### Material
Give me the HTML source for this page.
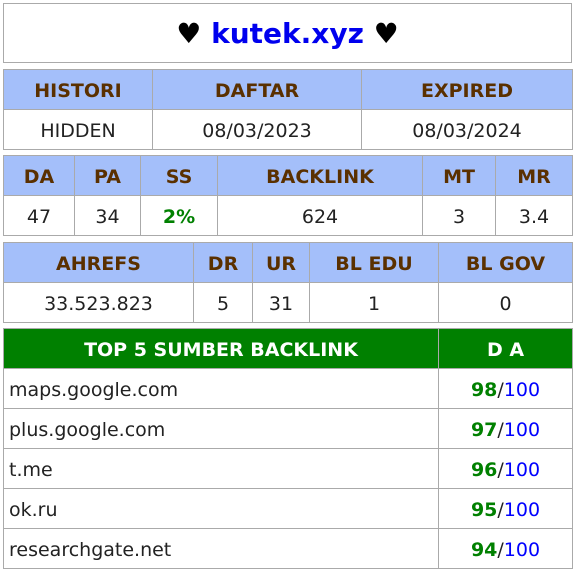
<!DOCTYPE html>
<html><head><style>
body{margin:0;background:#fff;font-family:"DejaVu Sans","Liberation Sans",sans-serif;}
.box{position:absolute;left:3px;width:569px;box-sizing:border-box;}
table{position:absolute;left:3px;width:570px;border-collapse:collapse;table-layout:fixed;}
td{border:1px solid #aaa;text-align:center;height:37px;padding:2px 0 0;font-size:19px;color:#222;}
th{border:1px solid #aaa;background:#a4bffa;color:#5a3000;height:37px;padding:2px 0 0;font-size:19px;font-weight:bold;}
.g{color:#008000;font-weight:bold}
.b{color:#0000ff}
td.l{text-align:left;padding-left:5px;}
</style></head><body>
<div class="box" style="top:3px;height:60px;border:1px solid #aaa;text-align:center;line-height:60px;font-size:28px;font-weight:bold;color:#000">♥ <span style="color:#0000ee">kutek.xyz</span> ♥</div>
<table style="top:69px"><colgroup><col style="width:149px"><col style="width:209px"><col style="width:211px"></colgroup>
<tr><th>HISTORI</th><th>DAFTAR</th><th>EXPIRED</th></tr>
<tr><td>HIDDEN</td><td>08/03/2023</td><td>08/03/2024</td></tr></table>
<table style="top:155px"><colgroup><col style="width:71px"><col style="width:66px"><col style="width:77px"><col style="width:205px"><col style="width:73px"><col style="width:77px"></colgroup>
<tr><th>DA</th><th>PA</th><th>SS</th><th>BACKLINK</th><th>MT</th><th>MR</th></tr>
<tr><td>47</td><td>34</td><td class="g">2%</td><td>624</td><td>3</td><td>3.4</td></tr></table>
<table style="top:242px"><colgroup><col style="width:190px"><col style="width:59px"><col style="width:57px"><col style="width:129px"><col style="width:134px"></colgroup>
<tr><th>AHREFS</th><th>DR</th><th>UR</th><th>BL EDU</th><th>BL GOV</th></tr>
<tr><td>33.523.823</td><td>5</td><td>31</td><td>1</td><td>0</td></tr></table>
<table style="top:328px"><colgroup><col style="width:435px"><col style="width:134px"></colgroup>
<tr><th style="background:#008000;color:#fff">TOP 5 SUMBER BACKLINK</th><th style="background:#008000;color:#fff">D A</th></tr>
<tr><td class="l">maps.google.com</td><td><span class="g">98</span>/<span class="b">100</span></td></tr>
<tr><td class="l">plus.google.com</td><td><span class="g">97</span>/<span class="b">100</span></td></tr>
<tr><td class="l">t.me</td><td><span class="g">96</span>/<span class="b">100</span></td></tr>
<tr><td class="l">ok.ru</td><td><span class="g">95</span>/<span class="b">100</span></td></tr>
<tr><td class="l">researchgate.net</td><td><span class="g">94</span>/<span class="b">100</span></td></tr>
</table>
</body></html>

### What you will do
Extract all the data above exactly, excluding every picture.

### Answer
Give me the HTML source for this page.
<!DOCTYPE html>
<html><head><style>
body{margin:0;background:#fff;font-family:"DejaVu Sans","Liberation Sans",sans-serif;}
.box{position:absolute;left:3px;width:569px;box-sizing:border-box;}
table{position:absolute;left:3px;width:570px;border-collapse:collapse;table-layout:fixed;}
td{border:1px solid #aaa;text-align:center;height:37px;padding:2px 0 0;font-size:19px;color:#222;}
th{border:1px solid #aaa;background:#a4bffa;color:#5a3000;height:37px;padding:2px 0 0;font-size:19px;font-weight:bold;}
.g{color:#008000;font-weight:bold}
.b{color:#0000ff}
td.l{text-align:left;padding-left:5px;}
</style></head><body>
<div class="box" style="top:3px;height:60px;border:1px solid #aaa;text-align:center;line-height:60px;font-size:28px;font-weight:bold;color:#000">♥ <span style="color:#0000ee">kutek.xyz</span> ♥</div>
<table style="top:69px"><colgroup><col style="width:149px"><col style="width:209px"><col style="width:211px"></colgroup>
<tr><th>HISTORI</th><th>DAFTAR</th><th>EXPIRED</th></tr>
<tr><td>HIDDEN</td><td>08/03/2023</td><td>08/03/2024</td></tr></table>
<table style="top:155px"><colgroup><col style="width:71px"><col style="width:66px"><col style="width:77px"><col style="width:205px"><col style="width:73px"><col style="width:77px"></colgroup>
<tr><th>DA</th><th>PA</th><th>SS</th><th>BACKLINK</th><th>MT</th><th>MR</th></tr>
<tr><td>47</td><td>34</td><td class="g">2%</td><td>624</td><td>3</td><td>3.4</td></tr></table>
<table style="top:242px"><colgroup><col style="width:190px"><col style="width:59px"><col style="width:57px"><col style="width:129px"><col style="width:134px"></colgroup>
<tr><th>AHREFS</th><th>DR</th><th>UR</th><th>BL EDU</th><th>BL GOV</th></tr>
<tr><td>33.523.823</td><td>5</td><td>31</td><td>1</td><td>0</td></tr></table>
<table style="top:328px"><colgroup><col style="width:435px"><col style="width:134px"></colgroup>
<tr><th style="background:#008000;color:#fff">TOP 5 SUMBER BACKLINK</th><th style="background:#008000;color:#fff">D A</th></tr>
<tr><td class="l">maps.google.com</td><td><span class="g">98</span>/<span class="b">100</span></td></tr>
<tr><td class="l">plus.google.com</td><td><span class="g">97</span>/<span class="b">100</span></td></tr>
<tr><td class="l">t.me</td><td><span class="g">96</span>/<span class="b">100</span></td></tr>
<tr><td class="l">ok.ru</td><td><span class="g">95</span>/<span class="b">100</span></td></tr>
<tr><td class="l">researchgate.net</td><td><span class="g">94</span>/<span class="b">100</span></td></tr>
</table>
</body></html>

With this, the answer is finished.